Bullet Club (Jay White, Chase Owens & Taiji Ishimori) (w/ Gedo) vs Taguchi Japan (Ryusuke Taguchi, Hiroshi Tanahashi & Juice Robinson): Juice looked good, as his new title-less persona took center stage, but Tanahashi was sloppy and dragged the match down. Taguchi was used sparingly, thankfully, and the Bullet Club trio looked good together. This was not good, and frankly it is entirely on Tanahashi, once more
Suzuki-gun (Minoru Suzuki & Zach Sabre Jr.) vs Jyushin Liger & YOSHI-HASHI: this was a pretty standard affair, with the same Suzuki/Liger stuff we’ve seen a lot lately, also featuring the same old stuff from Sabre and YOSHI-HASHI. This didn’t really do anything for me
Shingo Takagi vs Satoshi Kojima: this was a fine match, as you’d expect but in some ways I didn’t like the behind the scenes stuff. If Shingo won, then how could he possibly have lost to a junior in Will (as much as Will is almost a heavy himself). Nonetheless, once they started hitting their own lariats on each other it was all you could want. Still, I was left a little but underwhelmed

> If a special return wasn’t enough, the surprise he had certainly was.

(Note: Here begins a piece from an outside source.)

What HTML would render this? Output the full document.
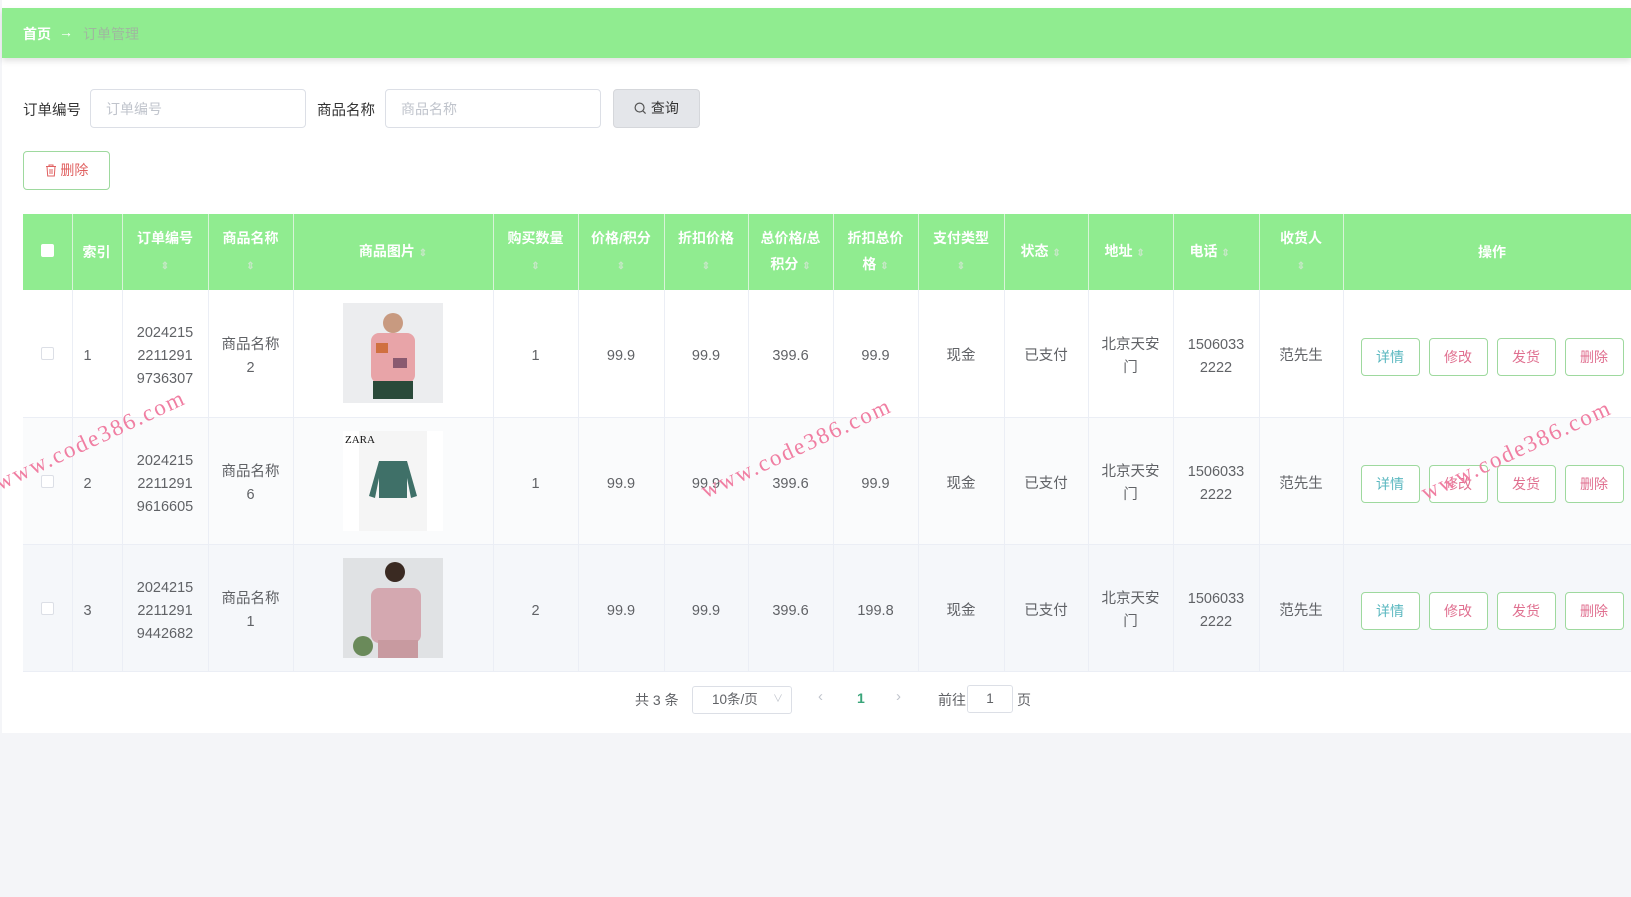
<!DOCTYPE html>
<html><head><meta charset="utf-8"><style>
*{box-sizing:border-box;margin:0;padding:0}
body{width:1631px;height:897px;background:#f4f5f8;font-family:"Liberation Sans","Noto Sans CJK SC",sans-serif;font-size:14.5px;color:#606266;position:relative;overflow:hidden}
.main{position:absolute;left:2px;top:0;width:1629px;height:733px;background:#fff}
.hdr{position:absolute;left:2px;top:8px;width:1629px;height:50px;background:#90ec90;box-shadow:0 3px 6px rgba(0,0,0,.12)}
.hdr span{position:absolute;top:16px;font-size:14px}
.lbl{position:absolute;top:99px;color:#333;font-size:14.5px}
.inp{position:absolute;top:89px;height:39px;border:1px solid #dcdfe6;border-radius:4px;color:#c0c4cc;padding:9px 15px;font-size:14px}
.btn{position:absolute;border-radius:4px;font-size:14px;text-align:center}
table{position:absolute;left:23px;top:214px;border-collapse:collapse;table-layout:fixed;width:1608px}
th{background:#90ec90;color:#fff;font-weight:bold;height:76px;border-right:1px solid #d8f4d8;font-size:14px;line-height:26px;text-align:center;vertical-align:middle}
td{border-right:1px solid #ebeef5;border-bottom:1px solid #ebeef5;text-align:center;vertical-align:middle;line-height:23px;color:#606266;padding-top:7px}
tr.r td{height:127px}
tr.r2 td{background:#fafbfc}
tr.r3 td{background:#f5f7fa}
.car{color:#c7e8c7;font-size:10px}
.ab{display:inline-block;width:59px;height:38px;line-height:36px;border:1px solid #9ed99e;border-radius:4px;margin:0 4.5px;background:#fff;font-size:14px}
.cb{display:inline-block;width:13px;height:13px;border:1px solid #dcdfe6;border-radius:2px;background:#fff}
.wm{position:absolute;color:#f07ea2;font-family:"Liberation Serif",serif;font-size:23px;letter-spacing:2px;transform:rotate(-25deg);transform-origin:left bottom;white-space:nowrap}
</style></head><body>
<div class="main"></div>
<div class="hdr"><span style="left:21px;color:#fff;font-weight:bold">首页</span><span style="left:57px;color:#fff">→</span><span style="left:81px;color:#9fb89f">订单管理</span></div>
<div class="lbl" style="left:23px">订单编号</div>
<div class="inp" style="left:90px;width:216px">订单编号</div>
<div class="lbl" style="left:317px">商品名称</div>
<div class="inp" style="left:385px;width:216px">商品名称</div>
<div class="btn" style="left:613px;top:89px;width:87px;height:39px;background:#e4e6ea;border:1px solid #d5d7db;line-height:37px;color:#333">
<svg width="13" height="13" viewBox="0 0 14 14" style="vertical-align:-2px"><circle cx="6" cy="6" r="4.8" fill="none" stroke="#555" stroke-width="1.3"/><path d="M9.5 9.5L12.5 12.5" stroke="#555" stroke-width="1.3"/></svg> 查询</div>
<div class="btn" style="left:23px;top:151px;width:87px;height:39px;border:1px solid #9ed99e;line-height:37px;color:#e06060">
<svg width="12" height="13" viewBox="0 0 12 13" style="vertical-align:-2px"><path d="M1 2.5h10M4 2.5V1h4v1.5M2 2.5l.7 9.5h6.6L10 2.5M5 5v5M7 5v5" fill="none" stroke="#e06060" stroke-width="1"/></svg> 删除</div>
<table>
<colgroup><col style="width:49px"><col style="width:50px"><col style="width:86px"><col style="width:85px"><col style="width:200px"><col style="width:85px"><col style="width:86px"><col style="width:84px"><col style="width:85px"><col style="width:85px"><col style="width:86px"><col style="width:84px"><col style="width:85px"><col style="width:86px"><col style="width:84px"><col style="width:288px"></colgroup>
<tr><th><span class="cb" style="border-color:#fff"></span></th><th style="text-align:left;padding-left:10px">索引</th><th>订单编号<br><span class="car">⇕</span></th><th>商品名称<br><span class="car">⇕</span></th><th>商品图片 <span class="car">⇕</span></th><th>购买数量<br><span class="car">⇕</span></th><th>价格/积分<br><span class="car">⇕</span></th><th>折扣价格<br><span class="car">⇕</span></th><th>总价格/总<br>积分 <span class="car">⇕</span></th><th>折扣总价<br>格 <span class="car">⇕</span></th><th>支付类型<br><span class="car">⇕</span></th><th style="text-align:left;padding-left:16px">状态 <span class="car">⇕</span></th><th style="text-align:left;padding-left:16px">地址 <span class="car">⇕</span></th><th style="text-align:left;padding-left:16px">电话 <span class="car">⇕</span></th><th>收货人<br><span class="car">⇕</span></th><th style="padding-left:10px">操作</th></tr>
<tr class="r"><td><span class="cb"></span></td><td style="text-align:left;padding-left:11px">1</td><td>2024215<br>2211291<br>9736307</td><td>商品名称<br>2</td><td style="padding-top:0"><svg width="100" height="100" style="display:block;margin:0 auto"><rect width="100" height="100" fill="#ecedef"/><circle cx="50" cy="20" r="10" fill="#c89a80"/><rect x="28" y="30" width="44" height="50" rx="8" fill="#e8a4a8"/><rect x="33" y="40" width="12" height="10" fill="#d07040"/><rect x="50" y="55" width="14" height="10" fill="#8a5a70"/><rect x="30" y="78" width="40" height="18" fill="#2a4a3a"/></svg></td><td>1</td><td>99.9</td><td>99.9</td><td>399.6</td><td>99.9</td><td>现金</td><td>已支付</td><td>北京天安<br>门</td><td>1506033<br>2222</td><td>范先生</td><td style="padding-left:10px"><span class="ab" style="color:#5bb8c0">详情</span><span class="ab" style="color:#e07090">修改</span><span class="ab" style="color:#e07090">发货</span><span class="ab" style="color:#e07090">删除</span></td></tr>
<tr class="r r2"><td><span class="cb"></span></td><td style="text-align:left;padding-left:11px">2</td><td>2024215<br>2211291<br>9616605</td><td>商品名称<br>6</td><td style="padding-top:0"><svg width="100" height="100" style="display:block;margin:0 auto"><rect width="100" height="100" fill="#fff"/><rect x="16" y="0" width="68" height="100" fill="#f5f5f5"/><text x="2" y="12" font-size="11" font-family="Liberation Serif" fill="#111">ZARA</text><path d="M36 30h28l10 35-6 2-4-20v20H36V47l-4 20-6-2z" fill="#3f7068"/></svg></td><td>1</td><td>99.9</td><td>99.9</td><td>399.6</td><td>99.9</td><td>现金</td><td>已支付</td><td>北京天安<br>门</td><td>1506033<br>2222</td><td>范先生</td><td style="padding-left:10px"><span class="ab" style="color:#5bb8c0">详情</span><span class="ab" style="color:#e07090">修改</span><span class="ab" style="color:#e07090">发货</span><span class="ab" style="color:#e07090">删除</span></td></tr>
<tr class="r r3"><td><span class="cb"></span></td><td style="text-align:left;padding-left:11px">3</td><td>2024215<br>2211291<br>9442682</td><td>商品名称<br>1</td><td style="padding-top:0"><svg width="100" height="100" style="display:block;margin:0 auto"><rect width="100" height="100" fill="#e0e2e4"/><circle cx="52" cy="14" r="10" fill="#3a2a22"/><rect x="28" y="30" width="50" height="55" rx="8" fill="#d4a8b0"/><rect x="35" y="82" width="40" height="18" fill="#c89aa0"/><circle cx="20" cy="88" r="10" fill="#6a8a5a"/></svg></td><td>2</td><td>99.9</td><td>99.9</td><td>399.6</td><td>199.8</td><td>现金</td><td>已支付</td><td>北京天安<br>门</td><td>1506033<br>2222</td><td>范先生</td><td style="padding-left:10px"><span class="ab" style="color:#5bb8c0">详情</span><span class="ab" style="color:#e07090">修改</span><span class="ab" style="color:#e07090">发货</span><span class="ab" style="color:#e07090">删除</span></td></tr>
</table>
<div style="position:absolute;left:635px;top:690px;font-size:14px">共 3 条</div>
<div style="position:absolute;left:692px;top:686px;width:100px;height:28px;border:1px solid #dcdfe6;border-radius:3px;font-size:13.5px;line-height:26px;padding-left:19px">10条/页<span style="position:absolute;right:8px;color:#c0c4cc;font-size:10px">∨</span></div>
<div style="position:absolute;left:818px;top:688px;color:#c0c4cc;font-size:15px">‹</div>
<div style="position:absolute;left:857px;top:690px;color:#3aa57a;font-weight:bold;font-size:14px">1</div>
<div style="position:absolute;left:896px;top:688px;color:#c0c4cc;font-size:15px">›</div>
<div style="position:absolute;left:938px;top:690px;font-size:14px">前往</div>
<div style="position:absolute;left:967px;top:685px;width:46px;height:28px;border:1px solid #dcdfe6;border-radius:3px;text-align:center;line-height:26px;font-size:13.5px">1</div>
<div style="position:absolute;left:1017px;top:690px;font-size:14px">页</div>
<div class="wm" style="left:2px;top:470px">www.code386.com</div>
<div class="wm" style="left:708px;top:478px">www.code386.com</div>
<div class="wm" style="left:1428px;top:480px">www.code386.com</div>
</body></html>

God almighty, the G1 is going to be insanely good

Should you watch this event: Despite the few matches listed above as negatives, and an ending of the show that was not quite what the crowd wanted, nothing on the show was bad, which means that start to finish, this may be one of the best wrestling shows of the year. Ibushi/Naito and Lee/Ospreay were both absolute match of the year contenders, and leaving aside the ending, Jericho/Okada was pretty good, too.